Anos atrás, escrevi uma crônica chamada Fator de Descarte, em
que eu perguntava qual seria o deslize fatal que desmotivaria o prosseguimento
de uma relação. Na época, dei o exemplo de uma amiga que estava no carro com o
rolo novo e que o dispensou assim que ele, ao ouvir uma canção do Tom Jobim,
disse que não suportava “aquele xarope”.
Amor não é coisa que tem dado sopa por aí, então, mesmo o
cara tendo péssimo gosto musical, convém dar mais uma chance a ele – eu daria.
Porém, nem todos são tão complacentes. Um amigo me disse, outro dia, que estava
começando a trocar mensagens com uma garota, até que ela escreveu que adorava
percorrer a orla de biscicleta. Biscicleta com sc foi o fator de descarte dele.

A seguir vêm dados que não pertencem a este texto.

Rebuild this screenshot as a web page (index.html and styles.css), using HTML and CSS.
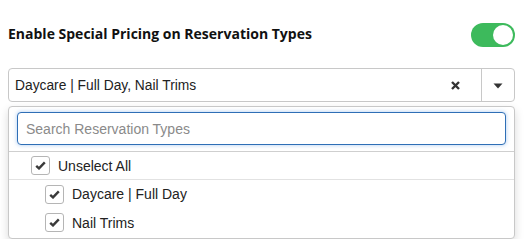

De fato, é grave, mas nestes tempos em que todo mundo tem
iniciado relações através das redes sociais, sendo obrigados à escrita, é bom
reduzir o grau de exigência, senão adeus cobertor de orelha para atravessar o
inverno.
Erros clássicos proliferam: “despretencioso”, “encomodar”,
“excessão”. Recentemente, uma escritora escreveu de forma errada a palavra
exceção em seu Facebook: quem nunca? Na pressa em digitar um post contra a
bandalheira do país, escapou um erro ortográfico sem revisão. Pelo mesmo motivo
(a política), um músico escreveu que estávamos no fundo do posso. Ó, céus. Se
até com eles, que dominam o português, acontece, imagine com quem não tem o
hábito de ler livros, que é a maioria.
Muitos leitores me mandam e-mails bacanas e, ao final, pedem
desculpas antecipadas por alguma eventual mancada na digitação. Quase sempre,
são justamente eles que não cometem mancada alguma. Digo para relaxarem, pois
costumo ficar mais ligada no conteúdo do que na forma. Eu mesma, em mensagens
ligeiras, escorrego. E inclusive nas nem tão ligeiras: outro dia, numa crônica,
troquei “sobre” por “sob” e não me conformo, como deixei passar? Vacilei. Não
me descartem por isso, tenho defeitos piores.
Escrever corretamente é uma obrigação. Nada causa melhor
impressão do que um texto limpo, claro e bem escrito, mas diante da falência da
nossa educação e do lamentável índice de leitura do país, melhor ampliar nosso
crédito amoroso para com os descuidados. Já me apaixonei por quem escrevia
feito um poeta, mas também por quem escrevia “quizer” e “denovo”, assim, tudo
junto. Meu fator de descarte, nestes casos, é a boa ou a má vontade em
aprender. Se a pessoa aceita e agradece quando é carinhosamente corrigida, está
salva, é sinal de que é inteligente. Mas se fica ofendida, aí o problema não é
o erro gramatical, e sim a falta de humildade e a tacanhice em não querer
melhorar. Pra essas, condescendência zero – agora sim, com sc.